What’s wrong with “well-being”? you may ask.
It’s tricky language, that’s what. There’s nothing wrong with “safety,” either; but I remember back when I was in my early fifties, we were sold a bloody and disastrous two-front war for “safety,” which destroyed the lives of millions, and took twenty-years to end.
The problem with “well-being,” the sales pitch, is that it’s aimed at the I-world and pretends the social-world doesn’t exist. It is, in a word, individualistic. Its appeal is to selfishness, which doesn’t lead to a sense of well-being at all, but back to the desire-acquire-rinse-and-repeat treadmill. “Happiness,” alone, is pretty unhappy.
If happiness is accounted purely as “well-being,” that is, as the satisfaction of unfocused desires, desires aimed at no purpose beyond mere physical pleasure or avoidance of any discomfort, then most of the time in most of our lives, everything done without the aim of fleeting personal pleasure or avoidance of all discomforts must be accounted as unhappiness. But we know this is untrue from experience. A happy marriage, or happy family, for example, may pass through all manner of challenges and struggles, sometimes outright suffering, and will inevitably have its ups and downs. It is a happy marriage or a happy family, when everyone involved is cooperating to achieve or maintain a common good. The most unhappy marriages and the most unhappy families — apart from catastrophic circumstances, like extreme poverty, disaster, or war — are those within which each person’s first concern is his or her self-fulfillment. Any social group in which it’s everyone for him- or herself is characterized purely by power struggle — one of the most unhappy of all states. Human beings are happier — by which I mean more generally satisfied with their lot in life — when they dwell in groups that look out for one another, even if they do so sometimes in conditions of challenge or hardship.

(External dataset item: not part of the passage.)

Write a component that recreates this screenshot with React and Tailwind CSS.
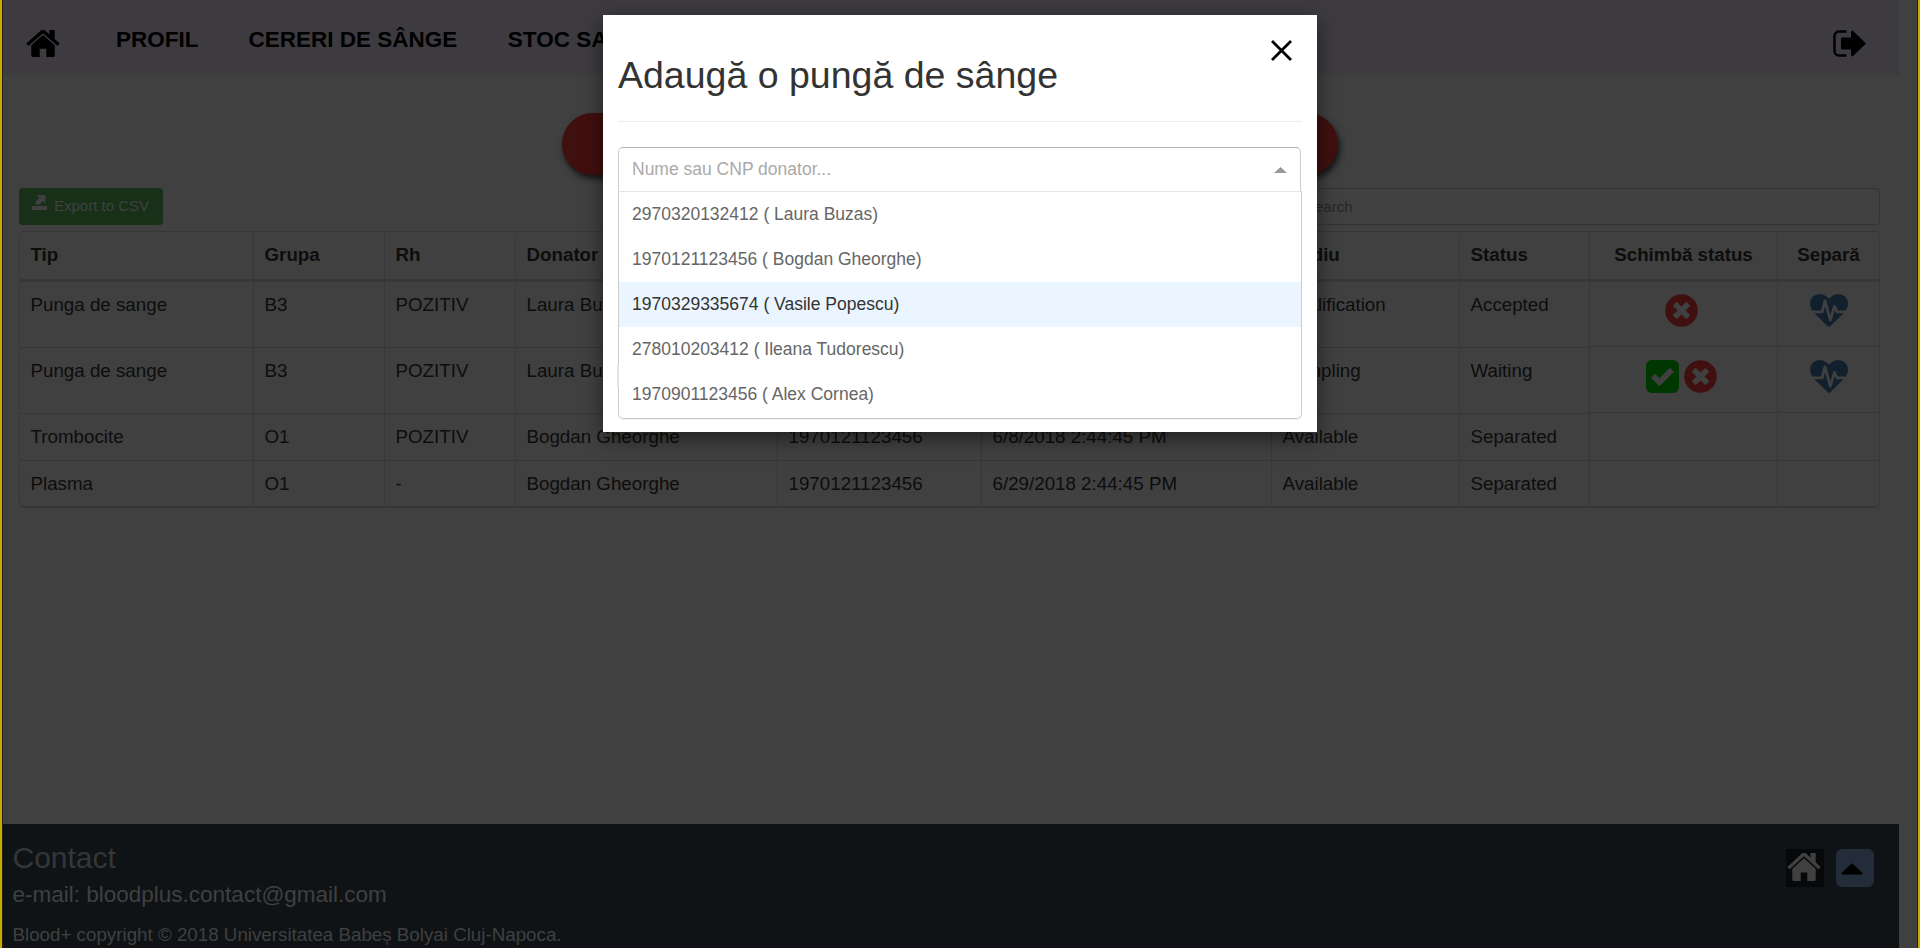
import React from "react";
import { MdClose } from "react-icons/md";

function HomeIcon({ className }) {
  return (
    <svg viewBox="60 275 1672 1261" preserveAspectRatio="none" fill="currentColor" className={className}>
      <path d="M1472 992v480q0 26-19 45t-45 19h-350v-384h-324v384h-350q-26 0-45-19t-19-45v-480q0-1 .5-3t.5-3l575-474 575 474q1 2 1 6zm223-69l-62 74q-8 9-21 11h-3q-13 0-21-7l-692-577-692 577q-12 8-24 7-13-2-21-11l-62-74q-8-10-7-23.5t11-21.5l719-599q32-26 76-26t76 26l244 204v-195q0-14 9-23t23-9h192q14 0 23 9t9 23v408l219 182q10 8 11 21.5t-7 23.5z" />
    </svg>
  );
}

function SignOutIcon({ className }) {
  return (
    <svg viewBox="0 0 33 27" className={className}>
      <path d="M13.5 1.5H6A4.500 4.500 0 0 0 1.500 6v15A4.500 4.500 0 0 0 6 25.500h7.500" fill="none" stroke="currentColor" strokeWidth="2.500" />
      <path d="M8.500 8H18.500V1.500L19.500 1 32.500 13.500 19.500 26 18.500 25.500V19H8.500z" fill="currentColor" stroke="currentColor" strokeWidth="1" strokeLinejoin="round" />
    </svg>
  );
}

function ExportIcon({ className }) {
  return (
    <svg viewBox="0 0 15 15" fill="currentColor" className={className}>
      <path d="M0 11h15v4H0zM5 0h8.500v8.500L11 6 7.500 9.500H3.500V7L7.500 2.700z" />
    </svg>
  );
}

function HeartbeatIcon({ className }) {
  return (
    <svg viewBox="0 128 1792 1536" preserveAspectRatio="none" fill="currentColor" className={className}>
      <path d="M1280 1024h305q-5 6-10 10.500t-9 7.500l-3 4-623 600q-18 18-44 18t-44-18l-624-602q-5-2-21-20h369q22 0 39.500-13.500t22.500-34.500l70-281 190 667q6 20 23 33t39 13q21 0 38-13t23-33l146-485 56 112q18 35 57 35zm512-428q0 145-103 300h-369l-111-221q-8-17-25.500-27t-36.500-8q-45 5-56 46l-129 430-196-686q-6-20-23.500-33t-39.500-13-39 13.500-22 34.500l-116 464h-423q-103-155-103-300 0-220 127-344t351-124q62 0 126.500 21.500t120 58 95.500 68.500 76 68q36-36 76-68t95.500-68.500 120-58 126.500-21.500q224 0 351 124t127 344z" />
    </svg>
  );
}

function RejectIcon({ className }) {
  return (
    <svg viewBox="0 0 33 33" className={className}>
      <circle cx="16.500" cy="16.500" r="16.300" fill="#401010" />
      <path d="M11.700 11.700l9.600 9.600M21.300 11.700l-9.600 9.600" fill="none" stroke="#404040" strokeWidth="5.600" strokeLinecap="square" />
    </svg>
  );
}

function AcceptIcon({ className }) {
  return (
    <svg viewBox="0 0 33 33" className={className}>
      <rect width="33" height="33" rx="6" fill="#003600" />
      <path d="M7 15.800l6.500 6.400L26 9.700" fill="none" stroke="#404040" strokeWidth="5.600" />
    </svg>
  );
}

const columns = ["Tip", "Grupa", "Rh", "Donator", "CNP", "Data", "Stadiu", "Status", "Schimbă status", "Separă"];
const widths = [234, 131, 131, 262, 204, 290, 188, 130, 188, 101];
const rows = [
  { cells: ["Punga de sange", "B3", "POZITIV", "Laura Buzas", "2970320132412", "6/8/2018 2:44:45 PM", "Qualification", "Accepted"], actions: ["no"], h: "h-[66px]" },
  { cells: ["Punga de sange", "B3", "POZITIV", "Laura Buzas", "2970320132412", "6/8/2018 2:44:45 PM", "Sampling", "Waiting"], actions: ["yes", "no"], h: "h-[66px]" },
  { cells: ["Trombocite", "O1", "POZITIV", "Bogdan Gheorghe", "1970121123456", "6/8/2018 2:44:45 PM", "Available", "Separated"], h: "h-[47px]" },
  { cells: ["Plasma", "O1", "-", "Bogdan Gheorghe", "1970121123456", "6/29/2018 2:44:45 PM", "Available", "Separated"], h: "h-[47px]" },
];
const donors = [
  "2970320132412 ( Laura Buzas)",
  "1970121123456 ( Bogdan Gheorghe)",
  "1970329335674 ( Vasile Popescu)",
  "278010203412 ( Ileana Tudorescu)",
  "1970901123456 ( Alex Cornea)",
];

function Navbar() {
  return (
    <nav className="flex h-[75px] shrink-0 bg-[#3d3b40] pr-[33px] pl-[23px] text-[22.5px] leading-[26px] font-bold text-black">
      <HomeIcon className="mt-[30px] h-[27px] w-[34px]" />
      <span className="mt-[27px] ml-[56px]">PROFIL</span>
      <span className="mt-[27px] ml-[50px]">CERERI DE SÂNGE</span>
      <span className="mt-[27px] ml-[50.500px]">STOC SANGE</span>
      <SignOutIcon className="mt-[30px] ml-auto h-[27px] w-[33px]" />
    </nav>
  );
}

function StockTable() {
  return (
    <div className="mt-[6px] flex h-[277px] w-[1861px] flex-col overflow-hidden rounded-[5px] border border-b-2 border-[#373737] text-[18.75px] leading-[27px] text-[#0d0d0d]">
      <div className="flex h-[50px] shrink-0 border-b-[3px] border-[#373737] pt-px font-bold">
        {columns.map((c, i) => (
          <div key={c} style={{ width: widths[i] }} className={"shrink-0 pt-[8px] " + (i > 7 ? "text-center " : "pl-[10.500px] ") + (i < 9 ? "border-r border-[#373737]" : "")}>
            {c}
          </div>
        ))}
      </div>
      {rows.map((r, ri) => (
        <div key={ri} className={"flex shrink-0 " + r.h}>
          {r.cells.map((c, i) => (
            <div key={i} style={{ width: widths[i] }} className={"shrink-0 border-r border-[#373737] pt-[9px] pl-[10.500px] " + (ri < 3 ? "border-b" : "")}>
              {c}
            </div>
          ))}
          <div className={"flex w-[188px] shrink-0 justify-center gap-[5px] border-r border-[#373737] pt-[12px] pr-[4px] " + (ri < 2 ? "h-[65px] border-b" : ri === 2 ? "border-b" : "")}>
            {r.actions?.map((a) => (a === "no" ? <RejectIcon key={a} className="size-[33px]" /> : <AcceptIcon key={a} className="size-[33px]" />))}
          </div>
          <div className={"flex w-[101px] shrink-0 justify-center border-[#373737] pt-[12px] " + (ri < 2 ? "h-[65px] border-b" : ri === 2 ? "border-b" : "")}>
            {r.actions && <HeartbeatIcon className="h-[33px] w-[38px] text-[#12202d]" />}
          </div>
        </div>
      ))}
    </div>
  );
}

function Footer() {
  return (
    <footer className="mt-auto flex h-[124px] shrink-0 justify-between border-b border-[#170f14] bg-[#0f1316] pl-[9.500px] text-[#404040]">
      <div>
        <h3 className="mt-[17px] text-[30px] leading-[33px] text-[#363636]">Contact</h3>
        <p className="mt-[8px] text-[22.5px] leading-[25px]">e-mail: bloodplus.contact@gmail.com</p>
        <p className="mt-[15px] text-[18.75px] leading-[25px]">Blood+ copyright © 2018 Universitatea Babeș Bolyai Cluj-Napoca.</p>
      </div>
      <div className="mt-[25px] mr-[25px] flex gap-[12px]">
        <div className="flex size-[38px] bg-[#06080a] pt-[4px] pl-px">
          <HomeIcon className="h-[28px] w-[34px]" />
        </div>
        <div className="size-[38px] rounded-[6px] bg-[#232d39] pt-[14px] pl-[5px]">
          <svg viewBox="0 0 22 12" className="h-[12px] w-[22px] text-black">
            <path d="M1.500 10.500 11 1.500l9.500 9z" fill="currentColor" stroke="currentColor" strokeWidth="2" strokeLinejoin="round" />
          </svg>
        </div>
      </div>
    </footer>
  );
}

function AddBagModal() {
  return (
    <div className="absolute top-[15px] left-[601px] h-[417px] w-[714px] bg-white px-[15px] shadow-[0_6px_19px_rgba(0,0,0,0.5)]">
      <svg viewBox="0 0 21 21" className="absolute top-[25px] right-[25px] size-[21px] text-black">
        <path d="M1 1l19 19M20 1L1 20" fill="none" stroke="currentColor" strokeWidth="2.800" />
      </svg>
      <h2 className="mt-[40px] text-[37.5px] leading-[41px] text-[#333]">Adaugă o pungă de sânge</h2>
      <div className="mt-[25px] h-px bg-[#eee]" />
      <div className="mt-[25px] flex h-[44px] w-[683px] justify-between rounded-t-[5px] border border-b-0 border-[#ccc] border-t-[#b3b3b3] pr-[13px] pl-[13px] text-[17.5px] leading-[43px] text-[#aaa]">
        <span>Nume sau CNP donator...</span>
        <svg viewBox="0 0 13 6" className="mt-[19px] h-[6px] w-[13px] text-[#999]">
          <path d="M6.500 0 13 6H0z" fill="currentColor" />
        </svg>
      </div>
      <ul className="h-[228px] rounded-b-[5px] border border-[#ccc] border-t-[#e6e6e6] text-[17.5px] leading-[45px] text-[#666] shadow-[0_1px_0_rgba(0,0,0,0.06)]">
        {donors.map((d, i) => (
          <li key={d} className={"h-[45px] pl-[13px] " + (i === 2 ? "bg-[#ebf5ff] text-[#333]" : "")}>
            {d}
          </li>
        ))}
      </ul>
      <div className="absolute top-[349px] left-[13.500px] h-[24px] w-[2px] rounded-l-full bg-[#e2e2e2]" />
    </div>
  );
}

export default function App() {
  return (
    <div className="relative h-[948px] w-[1920px] overflow-hidden border-x-2 border-[#c9ab00] bg-[#404040] font-['Liberation_Sans',Arial,sans-serif]">
      <div className="flex h-full flex-col border-x border-[#26241a]">
        <div className="flex w-[1896px] grow flex-col">
          <Navbar />
          <div className="pl-[16px]">
            <div className="mt-[38px] ml-[543px] h-[62px] w-[776px] rounded-[31px] bg-[#400f0f] shadow-[2px_4px_6px_rgba(0,0,0,0.7)]" />
            <div className="mt-[13px] flex w-[1861px] justify-between">
              <div className="flex h-[37px] w-[144px] rounded-[4px] bg-[#173017] pl-[13px] text-[15px] leading-[36px] text-[#404040]">
                <ExportIcon className="mt-[7px] mr-[7px] size-[15px]" />
                Export to CSV
              </div>
              <div className="h-[37px] w-[589px] rounded-[4px] border border-[#333] pl-[13px] text-[15px] leading-[36px] text-[#272727]">Search</div>
            </div>
            <StockTable />
          </div>
          <Footer />
        </div>
      </div>
      <div className="absolute inset-0">
        <AddBagModal />
      </div>
    </div>
  );
}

Happiness is the outcome of living a good life, not a product to be pursued. Happiness is not an outcome of the pursuit of random and selfish desires; it’s the outcome of orderly desire, pursued virtuously, in cooperation with others whom one respects and loves. We are happiest in “communities of virtue.”
Thought exercise: Here are a few basic guidelines to think about to set aside the “pursuit” of “happiness” in order to live well.
“Do unto others as you would have them do unto you.”
If someone asks forgiveness and means it, forgive that person.
Do the right thing, even when it’s the harder thing.
Tell the truth, but only when you’re very sure it’s the truth.
Check and verify before you repeat hearsay.
Put others first.
Don’t manipulate people.
Don’t treat others as objects.
Be courteous and respectful.
Praise in public and criticize in private.
Be loyal to those who earn loyalty.
Don’t judge what you don’t know; and don’t gossip.
Don’t humiliate others; it’s the hardest thing to forgive — harder even than being assaulted.
Listen and watch, then take time to reflect.
Admit when you’re wrong.
Admit when you’ve done wrong and apologize when appropriate. (Real apology, not the kind where you qualify it, take it back, or retaliate: “I’m sorry, but . . .”)
Make amends, where possible, for harm you’ve done.
When you do things, do them as best you can, especially when what you do affects others.
Don’t be conceited or boastful, and don’t seek attention for its own sake.
Accept and welcome the authority of those from whom you can learn.
Apply the HALT rule: You can be your best for others when you take time to address these in yourself — hunger, anger, loneliness, and being tired. Eat, take time to settle down (acting in anger is almost always a really bad idea), talk with someone, and rest.